PROBLEM REQUIREMENTS:
Print out each record below, unaltered and complete, without its images.

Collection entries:

======

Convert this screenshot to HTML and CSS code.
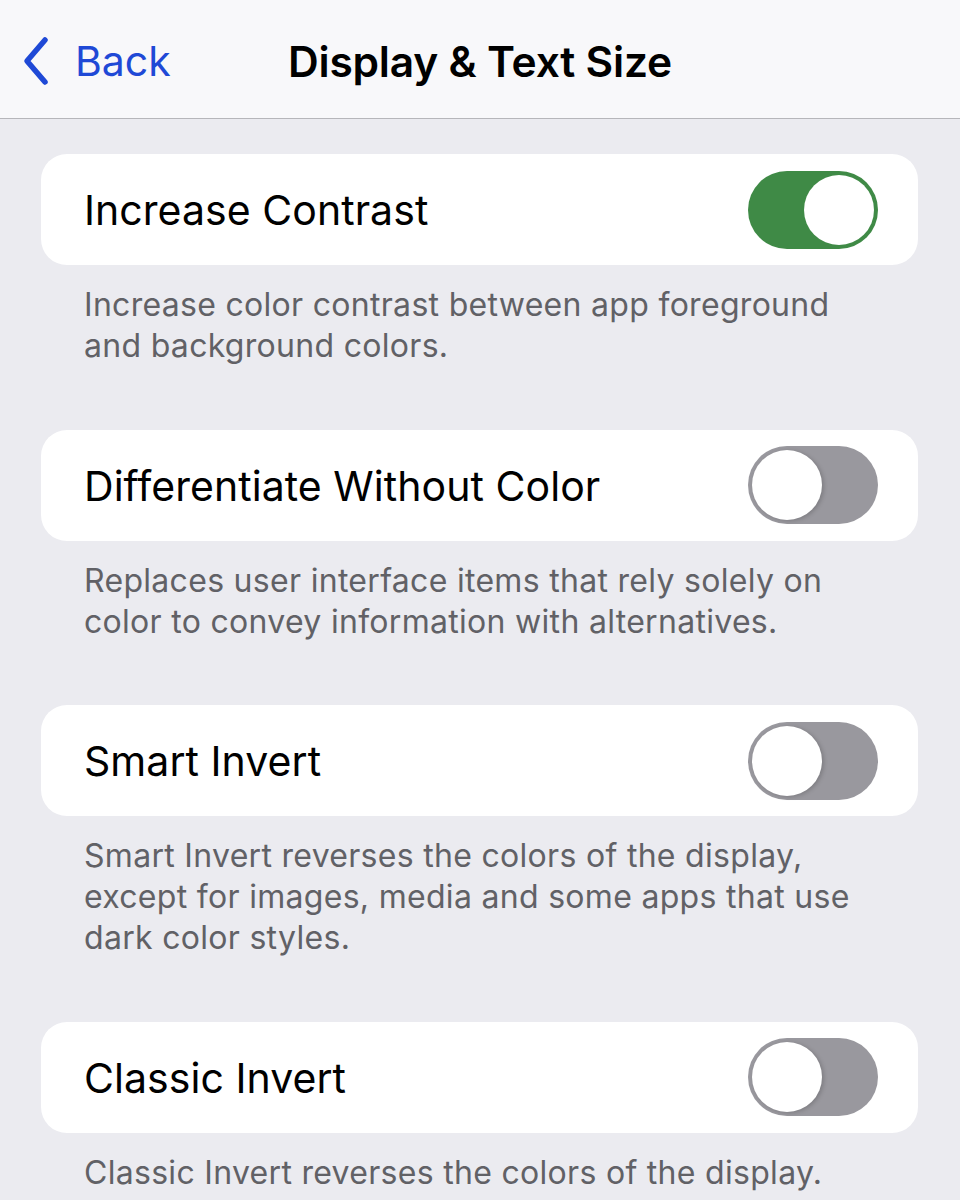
FILE: index.html
```html
<!DOCTYPE html>
<html lang="en">
<head>
<meta charset="utf-8">
<title>Display &amp; Text Size</title>
<link rel="stylesheet" href="styles.css">
</head>
<body>
<header class="nav">
  <a class="back" href="#">
    <svg class="chev" width="30" height="50" viewBox="0 0 30 50"><path d="M24 4 L6 25 L24 46" fill="none" stroke="currentColor" stroke-width="5.5" stroke-linecap="round" stroke-linejoin="round"/></svg>
    <span>Back</span>
  </a>
  <h1 class="title">Display &amp; Text Size</h1>
</header>
<main class="content">
  <section class="group">
    <div class="card">
      <span class="label">Increase Contrast</span>
      <span class="toggle on"><span class="knob"></span></span>
    </div>
    <p class="desc">Increase color contrast between app foreground and background colors.</p>
  </section>
  <section class="group">
    <div class="card">
      <span class="label">Differentiate Without Color</span>
      <span class="toggle"><span class="knob"></span></span>
    </div>
    <p class="desc">Replaces user interface items that rely solely on color to convey information with alternatives.</p>
  </section>
  <section class="group">
    <div class="card">
      <span class="label">Smart Invert</span>
      <span class="toggle"><span class="knob"></span></span>
    </div>
    <p class="desc">Smart Invert reverses the colors of the display, except for images, media and some apps that use dark color styles.</p>
  </section>
  <section class="group">
    <div class="card">
      <span class="label">Classic Invert</span>
      <span class="toggle"><span class="knob"></span></span>
    </div>
    <p class="desc">Classic Invert reverses the colors of the display.</p>
  </section>
</main>
</body>
</html>
```
FILE: styles.css
```css
* { box-sizing: border-box; }
html, body { margin: 0; padding: 0; }
body {
  background: #ebebf0;
  font-family: Inter, "Noto Sans", "Liberation Sans", sans-serif;
  color: #000;
  width: 960px;
  height: 1200px;
  overflow: hidden;
}
.nav {
  height: 119px;
  background: #f8f8fa;
  border-bottom: 1px solid #b6b6ba;
  display: flex;
  align-items: center;
  justify-content: center;
  position: relative;
}
.back {
  position: absolute;
  left: 21px;
  top: 36px;
  display: flex;
  align-items: center;
  gap: 24px;
  color: #1f49d6;
  text-decoration: none;
  font-size: 41px;
  font-weight: 400;
}
.chev { display: block; }
.title {
  margin: 0;
  font-size: 42.5px;
  font-weight: 600;
  letter-spacing: -0.2px;
  padding-top: 4px;
}
.content {
  padding: 35px 42px 0 41px;
}
.group { margin-bottom: 63.5px; }
.card {
  background: #fff;
  border-radius: 26px;
  height: 111px;
  display: flex;
  align-items: center;
  justify-content: space-between;
  padding: 0 40px 0 43px;
}
.label {
  font-size: 41px;
  letter-spacing: 0.05px;
  padding-top: 1px;
}
.toggle {
  width: 130px;
  height: 78px;
  border-radius: 39px;
  background: #99989e;
  position: relative;
  flex: none;
}
.toggle.on { background: #3f8a46; }
.knob {
  position: absolute;
  top: 4px;
  left: 4px;
  width: 70px;
  height: 70px;
  border-radius: 50%;
  background: #fff;
  box-shadow: 2px 1px 4px rgba(0,0,0,0.18);
}
.toggle.on .knob { left: 56px; box-shadow: none; }
.desc {
  margin: 19px 0 0 0;
  padding: 0 50px 0 43px;
  font-size: 32px;
  line-height: 41px;
  color: #616166;
  letter-spacing: 0.3px;
}
```
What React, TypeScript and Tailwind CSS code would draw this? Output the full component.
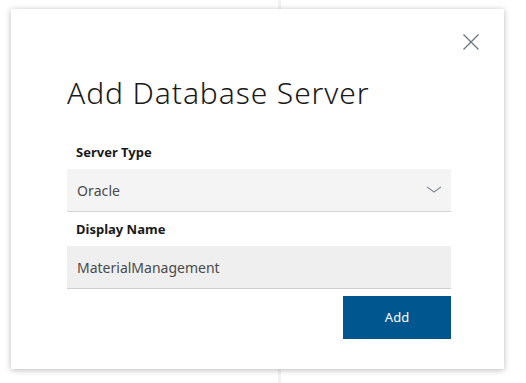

======

REPLY:
Convert this screenshot to HTML and CSS code.
FILE: index.html
```html
<!DOCTYPE html>
<html lang="en">
<head>
<meta charset="utf-8">
<title>Display &amp; Text Size</title>
<link rel="stylesheet" href="styles.css">
</head>
<body>
<header class="nav">
  <a class="back" href="#">
    <svg class="chev" width="30" height="50" viewBox="0 0 30 50"><path d="M24 4 L6 25 L24 46" fill="none" stroke="currentColor" stroke-width="5.5" stroke-linecap="round" stroke-linejoin="round"/></svg>
    <span>Back</span>
  </a>
  <h1 class="title">Display &amp; Text Size</h1>
</header>
<main class="content">
  <section class="group">
    <div class="card">
      <span class="label">Increase Contrast</span>
      <span class="toggle on"><span class="knob"></span></span>
    </div>
    <p class="desc">Increase color contrast between app foreground and background colors.</p>
  </section>
  <section class="group">
    <div class="card">
      <span class="label">Differentiate Without Color</span>
      <span class="toggle"><span class="knob"></span></span>
    </div>
    <p class="desc">Replaces user interface items that rely solely on color to convey information with alternatives.</p>
  </section>
  <section class="group">
    <div class="card">
      <span class="label">Smart Invert</span>
      <span class="toggle"><span class="knob"></span></span>
    </div>
    <p class="desc">Smart Invert reverses the colors of the display, except for images, media and some apps that use dark color styles.</p>
  </section>
  <section class="group">
    <div class="card">
      <span class="label">Classic Invert</span>
      <span class="toggle"><span class="knob"></span></span>
    </div>
    <p class="desc">Classic Invert reverses the colors of the display.</p>
  </section>
</main>
</body>
</html>
```
FILE: styles.css
```css
* { box-sizing: border-box; }
html, body { margin: 0; padding: 0; }
body {
  background: #ebebf0;
  font-family: Inter, "Noto Sans", "Liberation Sans", sans-serif;
  color: #000;
  width: 960px;
  height: 1200px;
  overflow: hidden;
}
.nav {
  height: 119px;
  background: #f8f8fa;
  border-bottom: 1px solid #b6b6ba;
  display: flex;
  align-items: center;
  justify-content: center;
  position: relative;
}
.back {
  position: absolute;
  left: 21px;
  top: 36px;
  display: flex;
  align-items: center;
  gap: 24px;
  color: #1f49d6;
  text-decoration: none;
  font-size: 41px;
  font-weight: 400;
}
.chev { display: block; }
.title {
  margin: 0;
  font-size: 42.5px;
  font-weight: 600;
  letter-spacing: -0.2px;
  padding-top: 4px;
}
.content {
  padding: 35px 42px 0 41px;
}
.group { margin-bottom: 63.5px; }
.card {
  background: #fff;
  border-radius: 26px;
  height: 111px;
  display: flex;
  align-items: center;
  justify-content: space-between;
  padding: 0 40px 0 43px;
}
.label {
  font-size: 41px;
  letter-spacing: 0.05px;
  padding-top: 1px;
}
.toggle {
  width: 130px;
  height: 78px;
  border-radius: 39px;
  background: #99989e;
  position: relative;
  flex: none;
}
.toggle.on { background: #3f8a46; }
.knob {
  position: absolute;
  top: 4px;
  left: 4px;
  width: 70px;
  height: 70px;
  border-radius: 50%;
  background: #fff;
  box-shadow: 2px 1px 4px rgba(0,0,0,0.18);
}
.toggle.on .knob { left: 56px; box-shadow: none; }
.desc {
  margin: 19px 0 0 0;
  padding: 0 50px 0 43px;
  font-size: 32px;
  line-height: 41px;
  color: #616166;
  letter-spacing: 0.3px;
}
```
What React, TypeScript and Tailwind CSS code would draw this? Output the full component.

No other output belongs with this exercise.